Ja habe auch ne Meinung dazu!!

Für den ersten Teil der Strecke muß ich Schweißtopfen schon Recht geben. Aber  man muß ja auch mal daran denken, dass auch irgendwo 60 Km herkommen müssen. Besser durch die Obstbaumplantagendinger als durchs Industriegebiet. Nachdem wir aber mal Richtung Mosel kamen war es einigermaßen erträglicher... und sogar ein Stückchen Wald   Die Verpflegungsstellen waren nicht so doll - insbesondere die Getränke. Aber es ist doch ein gutes Training finde ich auf 60 Km nur 856 Hm ist das doch schon angenehm. Spaß hatten wir trotzdem!
Gruß Tina


----------



## Single-Trail (29. Mai 2006)

Schweißtopfen schrieb:
			
		

> Sorry das war ja wohl ne CTF zum abgewöhnen!
> Die ersten 15 kms waren wohl ein schlechter Witz zick zack durch pampa Glassplitter und Müll um am Ende immer noch in Mülheim zu sein.
> 
> Eine CTF weniger in meinem Kalender fürs nächste Jahr!



danke  jetz bin ich direkt nicht mehr so traurig das ich net mitfahren konnte! 

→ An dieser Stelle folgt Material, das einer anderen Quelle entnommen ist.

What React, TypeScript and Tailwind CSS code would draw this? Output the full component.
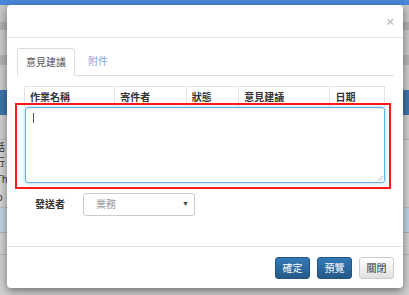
import React from "react";

const font = { fontFamily: '"Liberation Sans", "Noto Sans CJK TC", sans-serif' };

const columns = [
  { label: "作業名稱", w: "w-[91px]" },
  { label: "寄件者", w: "w-[72px]" },
  { label: "狀態", w: "w-[53px]" },
  { label: "意見建議", w: "w-[92px]" },
  { label: "日期", w: "w-[54px]" },
];

function Backdrop() {
  return (
    <div className="flex flex-col w-full h-full text-[10px] text-[#333]">
      <div className="h-[5px] bg-[#4a85d8]" />
      <div className="h-[17px] bg-[#c6c6c6]" />
      <div className="h-[8px] bg-[#afafaf]" />
      <div className="h-[25px] bg-[#c9c9c9]" />
      <div className="h-[10px] bg-[#b4b4b4]" />
      <div className="h-[25px] bg-[#cbcbcb]" />
      <div className="h-[25px] bg-[#3e74aa]" />
      <div className="h-[25px] bg-[#cecece] border-b border-[#b8b8b8]" />
      <div className="h-[15px] bg-[#d3d3d3] flex items-center">
        <span className="-ml-[5px]">話</span>
      </div>
      <div className="h-[15px] bg-[#d3d3d3] flex items-center">
        <span className="-ml-[5px]">行</span>
      </div>
      <div className="h-[18px] bg-[#d3d3d3] flex items-center">
        <span className="-ml-[4px]">Th</span>
      </div>
      <div className="h-[20px] bg-[#d3d3d3] flex items-center border-b border-[#bcbcbc]">
        <span className="-ml-[3px]">o</span>
      </div>
      <div className="h-[25px] bg-[#bfd2e2] border-b border-[#b0b0b0]" />
      <div className="h-[22px] bg-[#d0d0d0] border-b border-[#b5b5b5]" />
      <div className="flex-1 bg-[#cfcfcf]" />
    </div>
  );
}

export default function App() {
  return (
    <div className="relative w-[409px] h-[295px] overflow-hidden bg-[#c8c8c8]" style={font}>
      <Backdrop />

      <div className="absolute left-[7px] top-[5px] w-[396px] h-[283px] bg-white rounded-[4px] shadow-[0_3px_9px_rgba(0,0,0,0.45)] flex flex-col text-[10px] text-[#333]">
        <div className="h-[33px] border-b border-[#e5e5e5] flex items-center justify-end pr-[9px] shrink-0">
          <span className="text-[13px] font-bold leading-none text-[#c4c4c4]">×</span>
        </div>

        <div className="flex flex-col px-[10px] pt-[11px] flex-1">
          <div className="flex items-end border-b border-[#ddd] h-[27px] mr-[-1px]">
            <div className="h-[28px] w-[58px] -mb-px border border-[#ddd] border-b-white rounded-t-[3px] bg-white flex items-center justify-center text-[#555]">
              意見建議
            </div>
            <div className="h-[27px] px-[13px] flex items-center text-[#7fa9d6]">附件</div>
          </div>

          <div className="flex flex-col pl-[7px] pr-[8px] pt-[10px]">
            <div className="flex h-[21px] border border-b-0 border-[#e4e4e4] font-bold text-[#333]">
              {columns.map((c, i) => (
                <div
                  key={c.label}
                  className={`${c.w} flex items-center pl-[5px] ${i < columns.length - 1 ? "border-r border-[#e4e4e4]" : ""}`}
                >
                  {c.label}
                </div>
              ))}
            </div>

            <div className="relative h-[76px] -mx-[0px] ml-px border border-[#66afe9] rounded-[3px] bg-white shadow-[inset_0_1px_1px_rgba(0,0,0,0.075),0_0_4px_rgba(102,175,233,0.6)]">
              <div className="absolute left-[7px] top-[5px] w-px h-[10px] bg-[#555]" />
              <svg className="absolute right-[1px] bottom-[1px]" width="6" height="6" viewBox="0 0 6 6">
                <path d="M5.5 1 L1 5.5 M5.5 3.5 L3.5 5.5" stroke="#999" strokeWidth="0.8" />
              </svg>
            </div>
          </div>

          <div className="flex items-center pt-[10px]">
            <div className="w-[66px] pl-[18px] font-bold text-[#333]">發送者</div>
            <div className="w-[112px] h-[23px] border border-[#ccc] rounded-[3px] flex items-center justify-between pl-[12px] pr-[5px] text-[#999]">
              <span>業務</span>
              <span className="text-[7px] text-[#444]">▼</span>
            </div>
          </div>
        </div>

        <div className="h-[42px] shrink-0 border-t border-[#e5e5e5] flex items-start justify-end gap-[7px] pt-[10px] pr-[9px]">
          <button className="w-[35px] h-[22px] rounded-[3px] border border-[#245580] bg-[linear-gradient(#337ab7,#265a88)] text-white text-[10px]">
            確定
          </button>
          <button className="w-[35px] h-[22px] rounded-[3px] border border-[#245580] bg-[linear-gradient(#337ab7,#265a88)] text-white text-[10px]">
            預覽
          </button>
          <button className="w-[35px] h-[22px] rounded-[3px] border border-[#ccc] bg-[linear-gradient(#fff,#e0e0e0)] text-[#333] text-[10px]">
            關閉
          </button>
        </div>
      </div>

      <div className="absolute left-[15px] top-[103px] w-[376px] h-[86px] border-2 border-[#ff1a1a] pointer-events-none" />
    </div>
  );
}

...mehr meinungen wären super da das meine teilnahme nächstes jahr sehr beeinflussen könnte


----------



## Streckenposten (29. Mai 2006)

Eins ist klar: Die Jungs haben das Beste aus der Mühlheim-Kärlicher Topographie herausgeholt. Das die wenigen Waldstücke in diesem Ballungsgebiet von Jägern und Förstern behütet werden wie ihr Augapfel kann man sich auch vorstellen. Und wenn man in einer Stadt startet, muß man erst mal über Straßen, Radwege, Unterführungen usw. rausfahren. 
Jedenfalls hatte die nächtliche natürliche Streckenbewässerung nicht die heftigen Auswirkungen wie in Weibern. 
Die Ausschilderung kann noch etwas verbessert werden; ansonsten fand ich die Tour in Ordnung und werde im nächsten Jahr wieder dabei sein.


----------



## HerbertS (1. Juni 2006)

*Hallo Streckenposten, hallo MTB´ler.*

Wie Sie schon schreiben, haben wir zu kämpfen mit Forstämter, Jägern und Waldbesitzer, dazu kommen noch zwei Autobahnkreuze mitten im Ballungsgebiet.
Bei der Ausschilderung haben wir auf der Fahrspur mit roter Farbe (-> u. CTF) markiert, zusätzlich rote CTF-Schilder aufgehängt. 
Leider wurden Schilder gestohlen, da wo keine Markierung mit Farbe auf der Fahrspur möglich war. Obwohl zwei Fahrzeuge die Strecke ständig kontrollierten, sind z.B. im Bereich Eichenallee über die Treppenpassage zur Kettiger-Grillhütte allein 7 CTF-Schilder gestohlen worden. So dass viele MTB´ler diesen schönen Streckenteil nicht genießen konnten und sich den Weg zum Ziel selber suchen mußten.
Da werden wir uns noch was einfallen, damit die 3. Tour noch besser wird!


----------